Dataset excerpts:
## BEGIN
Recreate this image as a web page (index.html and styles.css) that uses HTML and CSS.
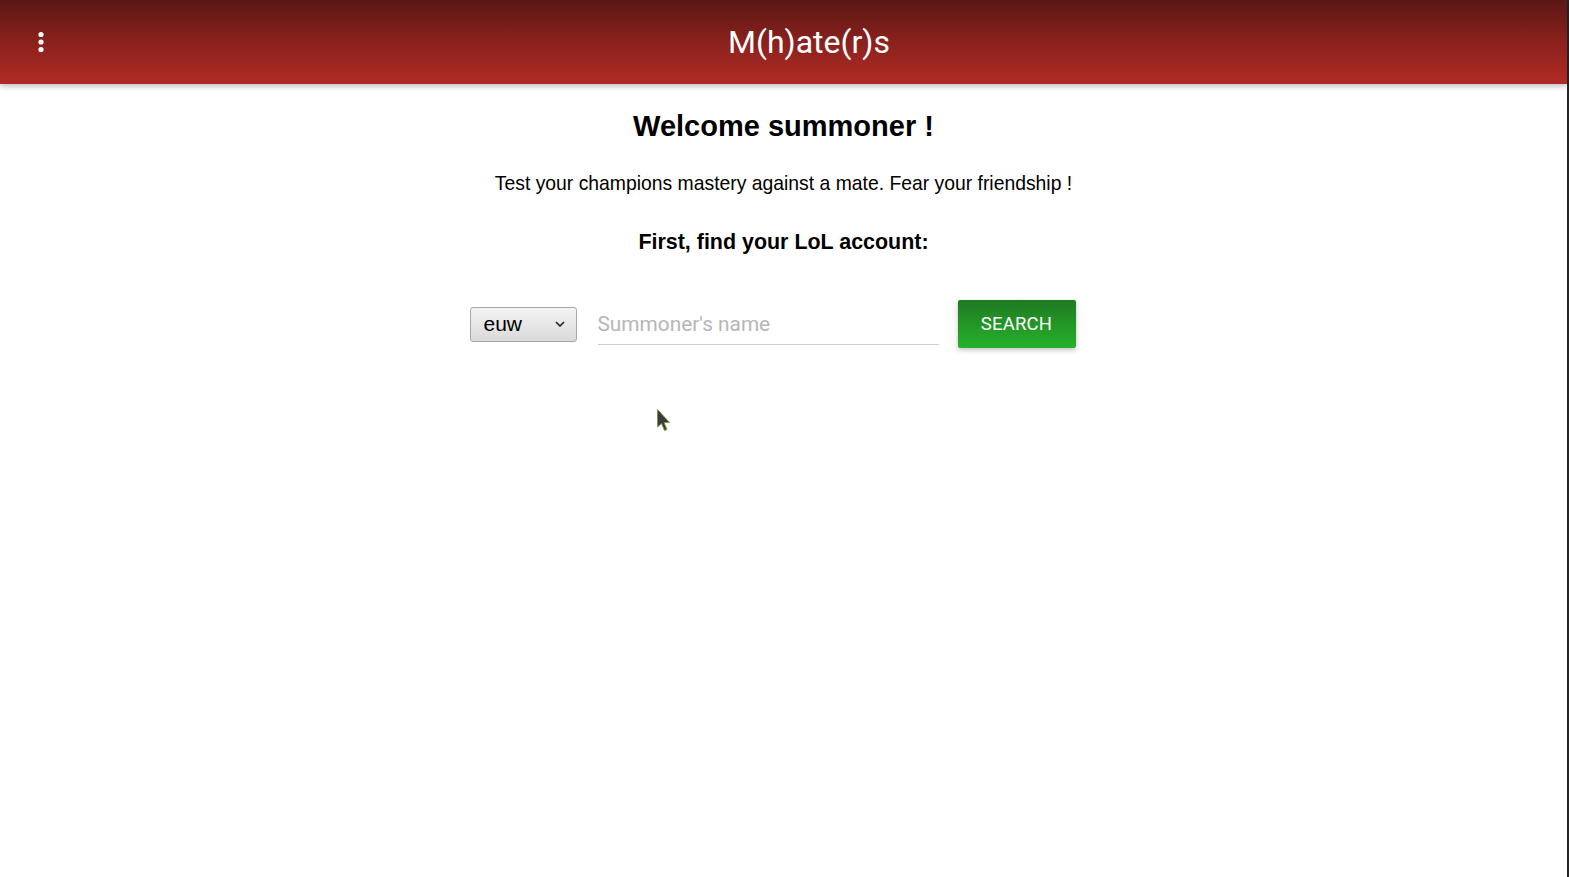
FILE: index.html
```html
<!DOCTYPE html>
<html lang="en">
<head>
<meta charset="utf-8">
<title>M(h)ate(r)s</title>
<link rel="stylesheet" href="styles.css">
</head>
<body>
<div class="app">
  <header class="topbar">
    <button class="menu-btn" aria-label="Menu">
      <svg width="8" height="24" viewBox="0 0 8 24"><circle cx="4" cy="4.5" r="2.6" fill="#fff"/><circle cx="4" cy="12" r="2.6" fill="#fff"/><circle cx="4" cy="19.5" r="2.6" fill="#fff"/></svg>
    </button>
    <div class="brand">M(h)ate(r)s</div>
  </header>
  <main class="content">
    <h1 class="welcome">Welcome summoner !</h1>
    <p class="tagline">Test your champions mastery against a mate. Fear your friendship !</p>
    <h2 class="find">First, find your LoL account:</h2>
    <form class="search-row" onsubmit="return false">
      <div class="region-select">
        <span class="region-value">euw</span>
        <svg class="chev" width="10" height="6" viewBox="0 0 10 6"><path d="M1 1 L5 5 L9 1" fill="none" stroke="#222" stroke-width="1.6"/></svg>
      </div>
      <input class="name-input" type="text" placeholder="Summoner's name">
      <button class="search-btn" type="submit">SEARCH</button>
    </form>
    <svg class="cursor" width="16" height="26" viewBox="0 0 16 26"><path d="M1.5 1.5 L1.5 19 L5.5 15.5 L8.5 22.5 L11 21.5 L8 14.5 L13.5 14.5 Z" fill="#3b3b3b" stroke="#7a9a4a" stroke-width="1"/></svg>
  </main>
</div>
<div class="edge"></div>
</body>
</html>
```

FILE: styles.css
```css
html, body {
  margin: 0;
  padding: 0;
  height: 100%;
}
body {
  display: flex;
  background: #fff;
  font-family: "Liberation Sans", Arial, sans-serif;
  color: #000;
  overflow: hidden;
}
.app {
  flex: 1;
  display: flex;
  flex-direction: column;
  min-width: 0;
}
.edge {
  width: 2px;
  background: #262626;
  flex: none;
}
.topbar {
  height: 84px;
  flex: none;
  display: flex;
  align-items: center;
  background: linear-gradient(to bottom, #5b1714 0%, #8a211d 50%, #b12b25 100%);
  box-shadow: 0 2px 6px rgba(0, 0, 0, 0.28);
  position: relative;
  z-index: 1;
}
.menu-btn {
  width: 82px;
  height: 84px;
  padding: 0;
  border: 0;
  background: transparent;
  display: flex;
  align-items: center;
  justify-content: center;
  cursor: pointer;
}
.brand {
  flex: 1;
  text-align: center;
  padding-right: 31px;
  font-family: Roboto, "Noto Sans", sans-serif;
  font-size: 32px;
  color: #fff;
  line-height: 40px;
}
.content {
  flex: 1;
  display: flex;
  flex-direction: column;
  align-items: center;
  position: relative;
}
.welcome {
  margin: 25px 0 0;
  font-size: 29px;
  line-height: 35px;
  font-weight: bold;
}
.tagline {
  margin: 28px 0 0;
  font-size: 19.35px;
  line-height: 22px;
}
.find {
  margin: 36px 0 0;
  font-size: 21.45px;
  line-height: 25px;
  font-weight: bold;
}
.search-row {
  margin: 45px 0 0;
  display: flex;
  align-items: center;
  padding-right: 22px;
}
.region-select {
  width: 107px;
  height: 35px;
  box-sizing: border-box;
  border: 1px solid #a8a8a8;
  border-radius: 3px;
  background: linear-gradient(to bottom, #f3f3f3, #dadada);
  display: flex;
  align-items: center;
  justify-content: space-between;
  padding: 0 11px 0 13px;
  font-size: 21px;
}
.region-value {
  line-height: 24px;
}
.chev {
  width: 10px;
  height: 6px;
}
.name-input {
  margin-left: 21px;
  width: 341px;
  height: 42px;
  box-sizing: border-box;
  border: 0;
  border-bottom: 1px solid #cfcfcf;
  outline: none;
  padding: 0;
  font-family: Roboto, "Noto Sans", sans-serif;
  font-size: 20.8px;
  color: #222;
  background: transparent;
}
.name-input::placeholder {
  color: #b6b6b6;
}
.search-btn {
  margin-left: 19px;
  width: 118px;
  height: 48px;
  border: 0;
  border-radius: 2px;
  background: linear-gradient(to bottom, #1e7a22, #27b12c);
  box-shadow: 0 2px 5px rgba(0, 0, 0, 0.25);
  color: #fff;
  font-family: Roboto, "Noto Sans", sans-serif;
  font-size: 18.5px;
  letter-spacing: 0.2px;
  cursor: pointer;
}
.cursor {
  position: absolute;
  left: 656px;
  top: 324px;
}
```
## END
## BEGIN
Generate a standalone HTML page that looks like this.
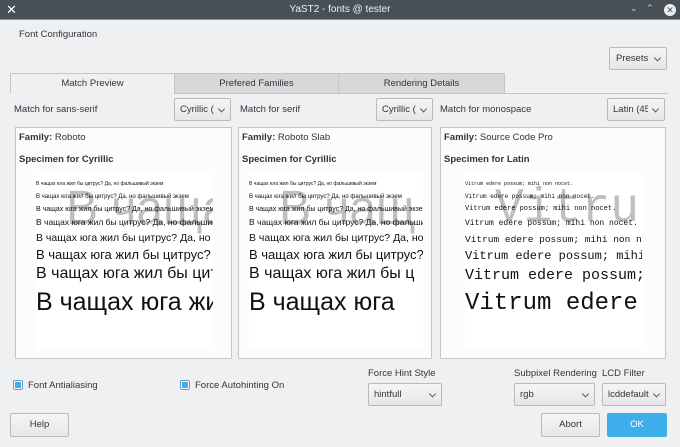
## END
## BEGIN
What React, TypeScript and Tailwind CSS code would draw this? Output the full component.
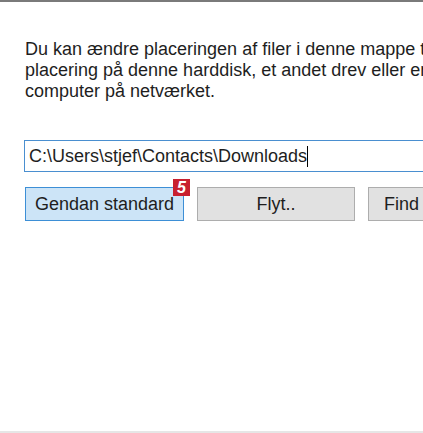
## END
What is being asked:
Locate each line with the word "page" and copy it.

Written solution:
Recreate this image as a web page (index.html and styles.css) that uses HTML and CSS.
Generate a standalone HTML page that looks like this.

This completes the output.